E poi la cifra più caratteristica degli ultimi allestimenti di Zeffirelli in Arena: ovvero la moltitudine di personaggi, comparse, bambini, ragazzi, coristi, cavalli, asini, carri e carretti che affollano quasi ininterrottamente il fluire dell’opera. Non manca veramente nulla: i carabinieri che inseguono un ladruncolo, i dragoni che fanno esercitazioni militari, il prete in processione con gli incappucciati che benedice solennemente il popolo prima della corrida, la sfilata di muli stracarichi di merce di contrabbando (come è possibile che i doganieri non vedano un tale adunata di contrabbandieri?), un barettino quasi parigino per il duetto Micaela Don Josè, il carretto che vende libri, la buona borghesia a passeggio, il venditore di cesti di vimini…

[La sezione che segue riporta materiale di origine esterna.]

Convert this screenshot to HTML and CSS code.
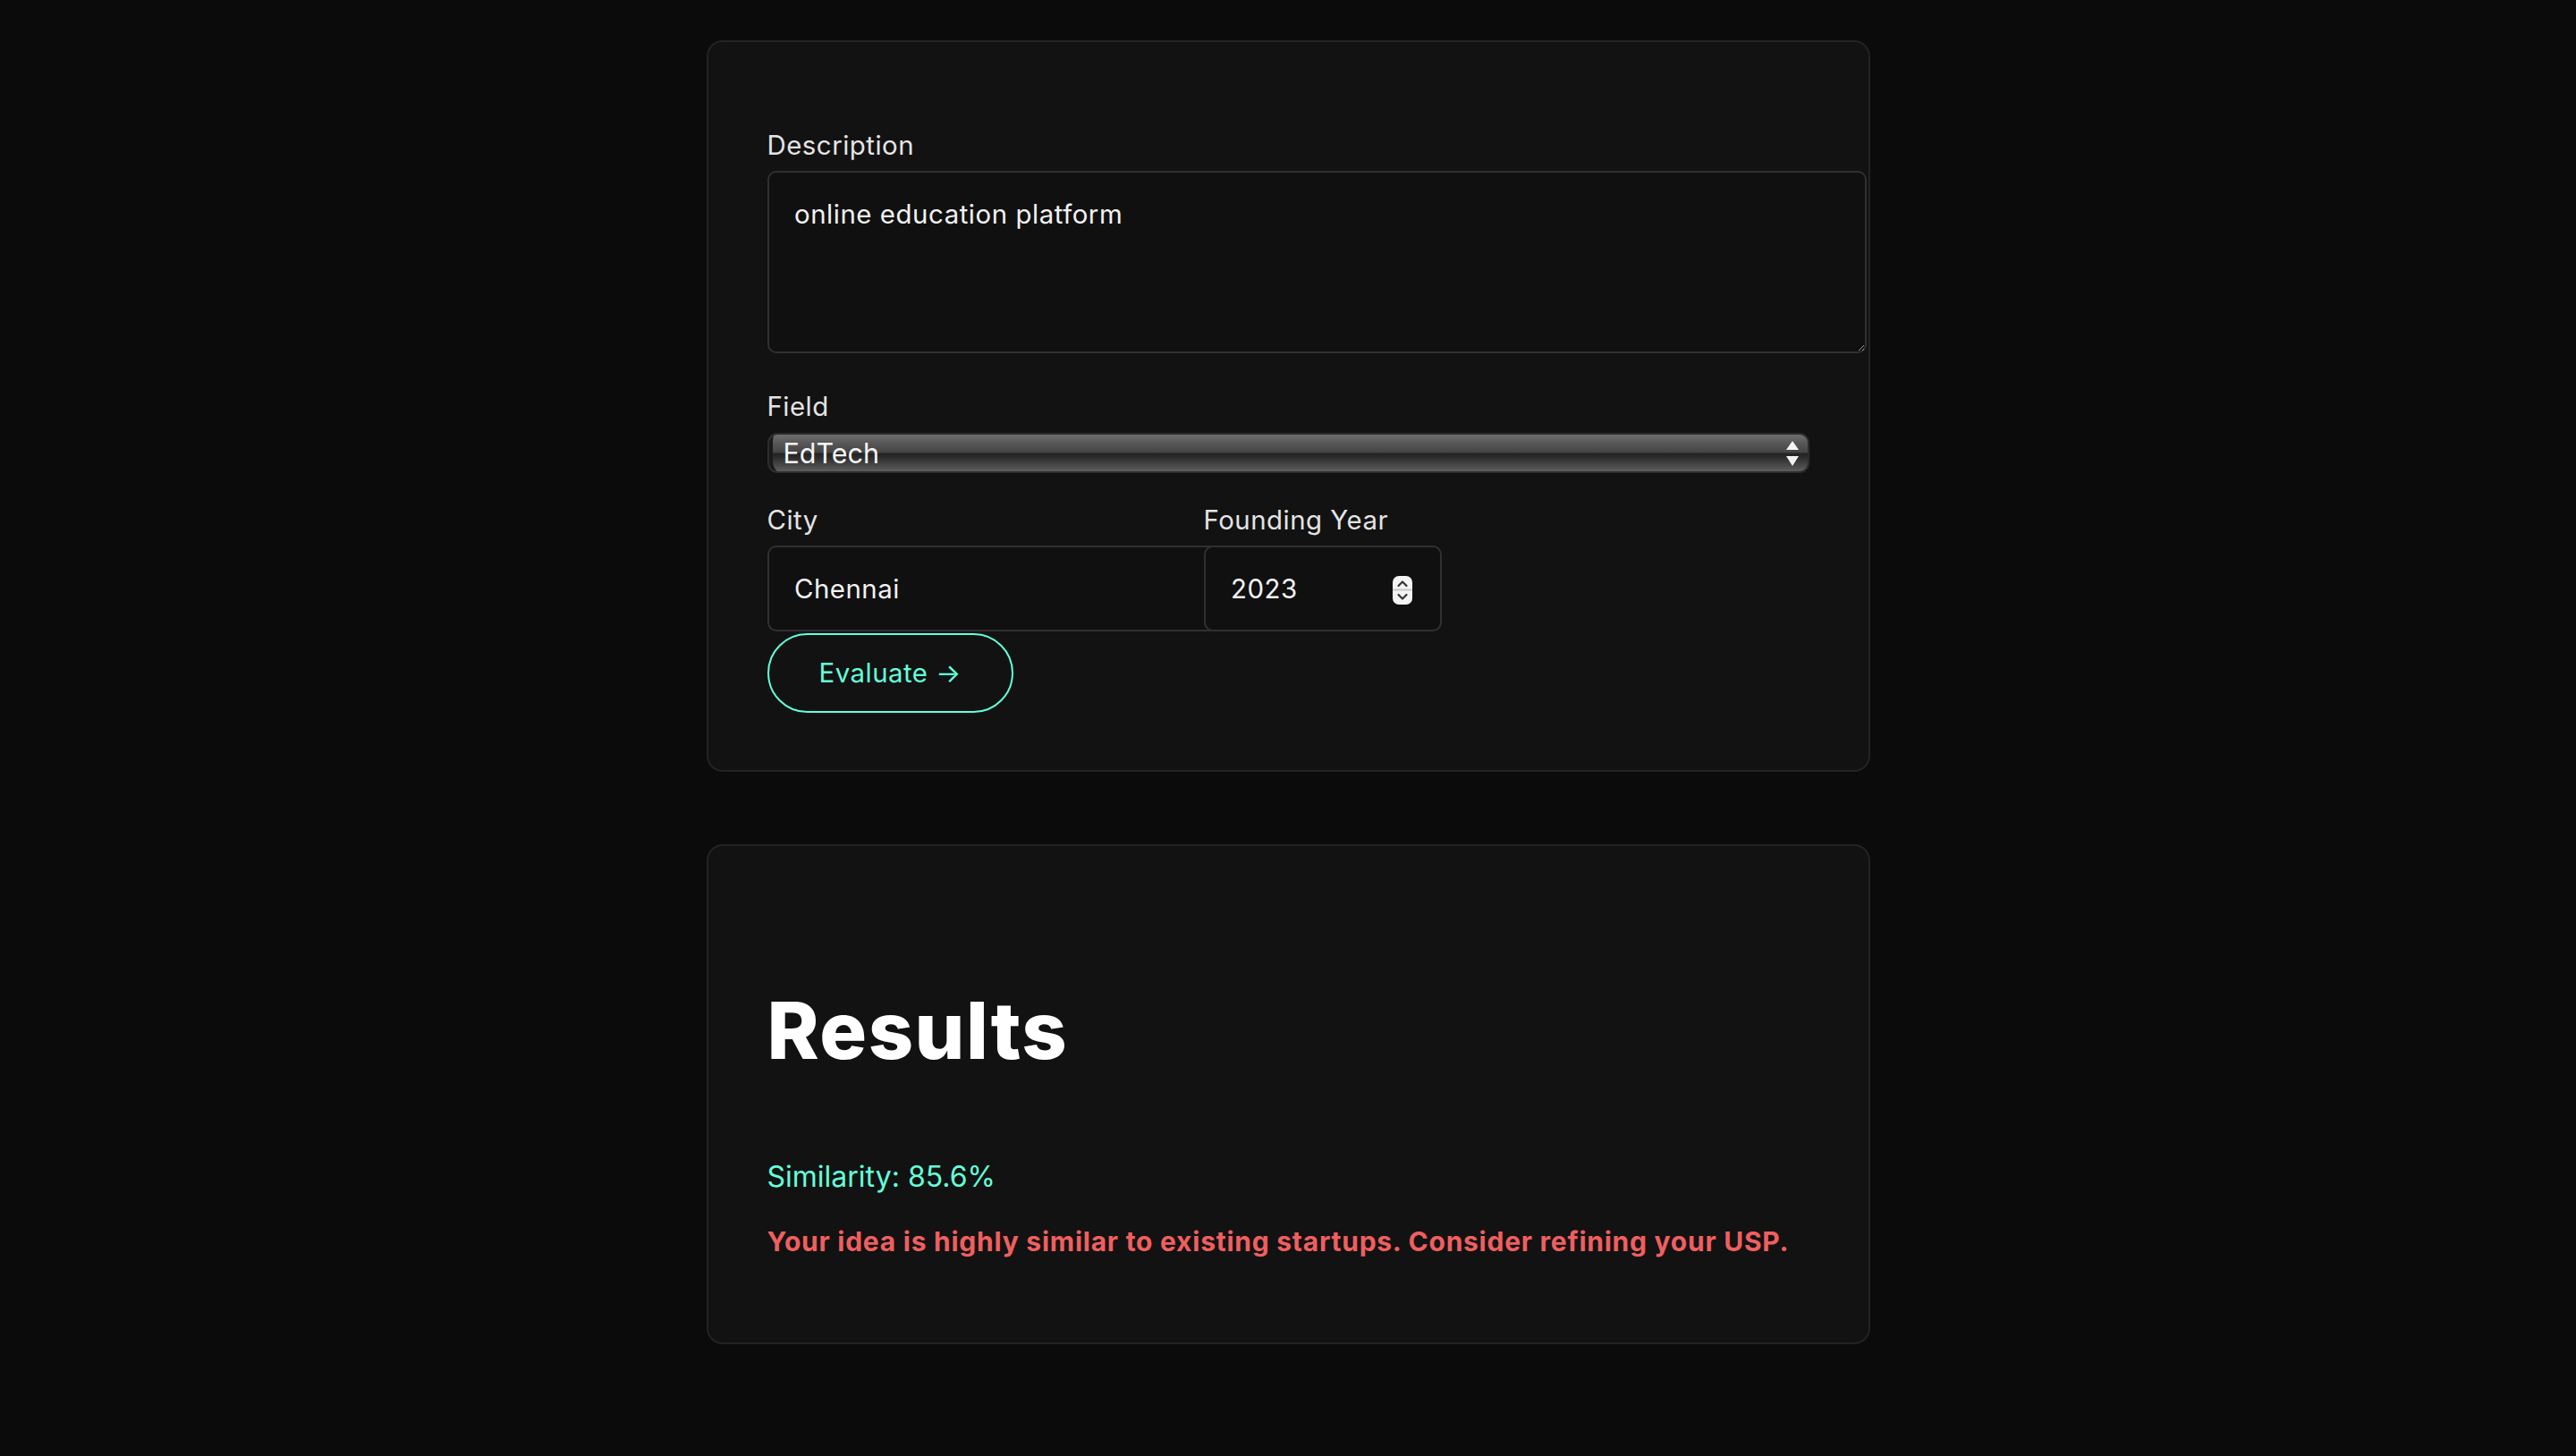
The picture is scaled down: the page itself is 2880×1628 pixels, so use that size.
FILE: index.html
```html
<!DOCTYPE html>
<html lang="en">
<head>
<meta charset="utf-8">
<title>Startup Idea Evaluator</title>
<link rel="stylesheet" href="styles.css">
</head>
<body>
<main class="page">
  <section class="card form-card">
    <form class="form">
      <div class="group group-desc">
        <label class="label" for="desc">Description</label>
        <textarea id="desc" class="textarea">online education platform</textarea>
      </div>
      <div class="group group-field">
        <label class="label" for="field">Field</label>
        <div class="select-wrap">
          <select id="field" class="select"><option>EdTech</option></select>
          <svg class="select-arrows" width="18" height="45" viewBox="0 0 18 45" aria-hidden="true">
            <polygon points="2,19 16,19 9,9" fill="#f4f4f4"/>
            <polygon points="2,26 16,26 9,37" fill="#f4f4f4"/>
          </svg>
        </div>
      </div>
      <div class="row">
        <div class="col col-city">
          <label class="label" for="city">City</label>
          <input id="city" class="input" type="text" value="Chennai">
        </div>
        <div class="col col-year">
          <label class="label" for="year">Founding Year</label>
          <div class="num-wrap">
            <input id="year" class="input input-year" type="number" value="2023">
            <svg class="spinner" width="22" height="32" viewBox="0 0 22 32" aria-hidden="true">
              <rect x="0" y="0" width="22" height="32" rx="7" fill="#f4f4f4"/>
              <line x1="0" y1="15.5" x2="22" y2="15.5" stroke="#c9c9c9" stroke-width="2"/>
              <polyline points="6.5,11 11,6.5 15.5,11" fill="none" stroke="#333" stroke-width="2.2" stroke-linecap="round" stroke-linejoin="round"/>
              <polyline points="6.5,21 11,25.5 15.5,21" fill="none" stroke="#333" stroke-width="2.2" stroke-linecap="round" stroke-linejoin="round"/>
            </svg>
          </div>
        </div>
      </div>
      <button type="button" class="btn">Evaluate →</button>
    </form>
  </section>

  <section class="card results-card">
    <h2 class="results-title">Results</h2>
    <p class="similarity">Similarity: 85.6%</p>
    <p class="warning">Your idea is highly similar to existing startups. Consider refining your USP.</p>
  </section>
</main>
</body>
</html>
```

FILE: styles.css
```css
* {
  box-sizing: border-box;
}

html, body {
  margin: 0;
  background: #0b0b0b;
}

body {
  font-family: Inter, "Noto Sans", "Liberation Sans", sans-serif;
  color: #e8e8e8;
  padding-top: 45px;
  min-height: 1628px;
}

.page {
  display: flex;
  flex-direction: column;
  align-items: center;
  gap: 81px;
}

.card {
  width: 1301px;
  background: #121212;
  border: 2px solid #232323;
  border-radius: 18px;
}

.form-card {
  padding: 98px 66px 64px 66px;
}

.form {
  display: flex;
  flex-direction: column;
  align-items: flex-start;
  margin: 0;
}

.group {
  width: 100%;
}

.label {
  display: block;
  white-space: nowrap;
  font-size: 29.4px;
  line-height: 36px;
  letter-spacing: 0.5px;
  color: #e4e4e4;
  margin-bottom: 10px;
}

.textarea {
  display: block;
  box-sizing: content-box;
  width: calc(100% + 3px);
  height: 143px;
  padding: 28.5px;
  margin: 0 0 42px 0;
  border: 2px solid #303030;
  border-radius: 10px;
  background: #101010;
  color: #f2f2f2;
  font-family: Inter, "Noto Sans", sans-serif;
  font-size: 29.4px;
  line-height: 36px;
  letter-spacing: 0.55px;
  color-scheme: dark;
  outline: none;
}

.group-field .label {
  margin-bottom: 11px;
}

.group-field {
  margin-bottom: 35px;
}

.select-wrap {
  position: relative;
  width: 100%;
  height: 45px;
}

.select {
  -webkit-appearance: none;
  appearance: none;
  display: block;
  width: 100%;
  height: 45px;
  margin: 0;
  padding: 0 40px 0 16px;
  border: 2px solid #2c2c2c;
  border-radius: 11px;
  background: linear-gradient(to bottom, #6f6f6f 0%, #585858 22%, #454545 48%, #232323 52%, #2c2c2c 62%, #4a4a4a 85%, #5e5e5e 100%);
  box-shadow: inset 10px -2px 0 -6px #1a1a1a;
  color: #f4f4f4;
  font-family: Inter, "Noto Sans", sans-serif;
  font-size: 30.5px;
  line-height: 41px;
  outline: none;
}

.select-arrows {
  position: absolute;
  left: 1137px;
  top: 0;
}

.row {
  display: flex;
  align-items: flex-start;
}

.col-city {
  width: 488px;
}

.col-year {
  width: 205px;
}

.input {
  display: block;
  box-sizing: content-box;
  width: 100%;
  height: 35px;
  margin: 0;
  padding: 28.5px;
  border: 2px solid #303030;
  border-radius: 10px;
  background: #101010;
  color: #f2f2f2;
  font-family: Inter, "Noto Sans", sans-serif;
  font-size: 29.4px;
  line-height: 35px;
  letter-spacing: 0.5px;
  outline: none;
}

.num-wrap {
  position: relative;
  width: 100%;
}

.input-year {
  -moz-appearance: textfield;
}

.input-year::-webkit-inner-spin-button,
.input-year::-webkit-outer-spin-button {
  -webkit-appearance: none;
  margin: 0;
}

.spinner {
  position: absolute;
  right: -28px;
  top: 34px;
}

.btn {
  margin-top: 2px;
  padding: 25px 56px;
  border: 2px solid #64ffda;
  border-radius: 60px;
  background: transparent;
  color: #64ffda;
  font-family: Inter, "Noto Sans", sans-serif;
  font-size: 29.4px;
  line-height: 35px;
  letter-spacing: 0.5px;
  cursor: pointer;
}

.results-card {
  padding: 66px 66px 66px 66px;
}

.results-title {
  margin: 87px 0 91px 0;
  font-size: 88px;
  line-height: 106px;
  font-weight: 800;
  letter-spacing: 1.5px;
  color: #ffffff;
}

.similarity {
  margin: 0 0 35px 0;
  font-size: 32px;
  line-height: 39px;
  color: #64ffda;
}

.warning {
  margin: 0 0 29px 0;
  font-size: 30px;
  line-height: 36px;
  font-weight: 700;
  letter-spacing: 0.75px;
  color: #ef5f5f;
}
```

Si raggiunge il culmine nella sfilata del quarto atto in cui passano soldati, picadores, toreri, un’abbondanza di cavalli mostrati più volte, una folla straboccante in cui quasi non si vede il passaggio di Escamillo e Carmen.

Una gioia per gli occhi per alcuni, un eccesso di bozzettismo per altri. Gli animi dei melomani si sono sempre divisi su questo, ergendosi o a difesa o a detrazione degli allestimenti cosiddetti tradizionali.

Al netto di molti eccessi, una cosa bisogna dirla, in un luogo come l’Arena lo spettacolo tutto sommato funziona, avendo comunque sempre attenzione a rispettare la musica. Certo possiamo essere tutti d’accordo sul fatto che una messa in scena di questo tipo illustra la partitura più che illuminarla, ma se consideriamo che molto del pubblico areniano si accosta per la prima volta alla lirica forse questa Carmen fa un ottimo servizio all’arte del teatro musicale.

Il pubblico areniano infatti era in visibilio e ha regalato applausi convinti ed entusiasti a tutti gli interpreti.